Running on the Unreal 3 engine like its predecessors, Revelations continues to impress visually, particularly with the addition of weather effects to enhance the already detailed environments. Unfortunately, animation has taken a back seat once again, as it's frequently choppy and doesn’t always display in unison with the performed action, whether it’s opening a door whilst facing the wrong direction or magically finishing a jump somewhere other than where you would naturally have landed. The same animation weakness is noticeable in character lip syncing and expression, often resulting in expressionless zombies staring eerily at the camera.
This visual failing is compounded by occasionally weak voice acting, from the forced over-enthusiasm of Saint-Omair to the detached indifference of Adam’s glib dialogue, resulting in characters that are hard to relate to. The worst disconnect comes from Adam’s persistent attempts at humour, with wisecracks that make him come across as an unintelligent oaf, often leaving you embarrassed for him instead of seeing him as the lovable rogue he’s obviously intended to be. Thankfully, the soundscape outside of the voice work is very good, with fitting orchestral background music accompanying the subtle sound effects like rainfall or the pitter patter of feet over varied terrain.

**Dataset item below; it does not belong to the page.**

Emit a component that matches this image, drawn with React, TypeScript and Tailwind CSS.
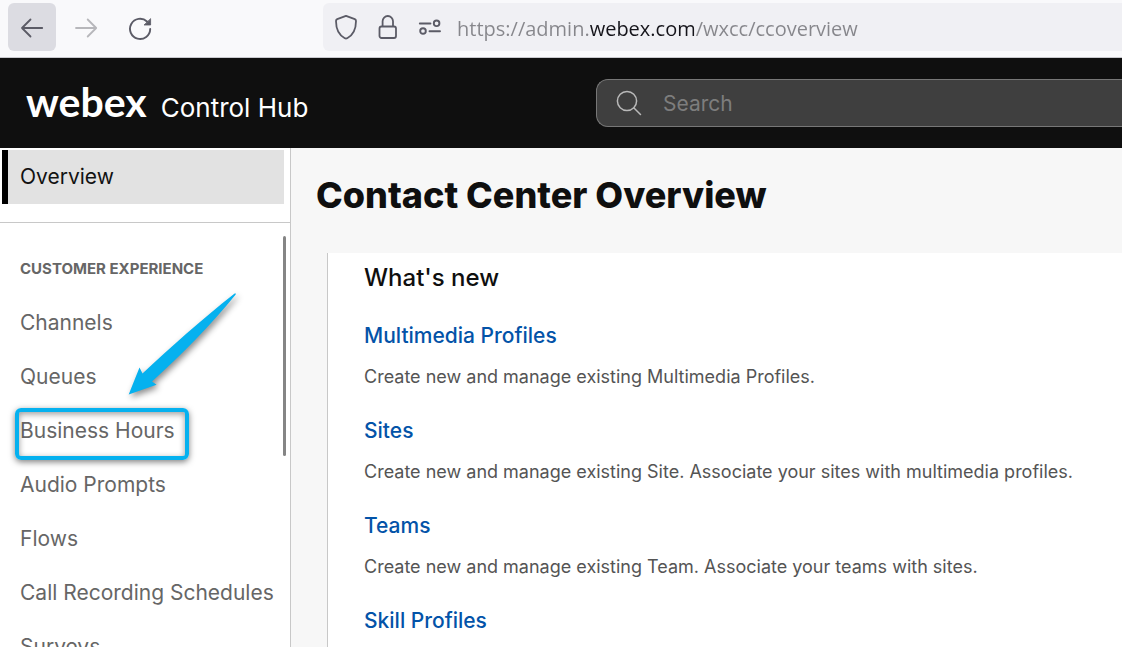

With this third instalment wrapping up the Adam’s Venture series, it’s a shame that whilst Vertigo Games have managed to add a welcome layer of backstory lacking in the first two episodes, they’ve been unable to equal the previous games in terms of compelling puzzles or even a reasonable sense of exploration. And with such a disappointingly rushed finale, what once seemed like such a promising trilogy building towards a grand climax ends up going out with something of a whimper rather than a bang. Revelations is still a worthwhile investment for a puzzling couple of hours if you’ve followed the series so far, but in becoming such a repetitive, straightforward adventure that ends far too abruptly, the series ultimately falls short of its own jump and reach.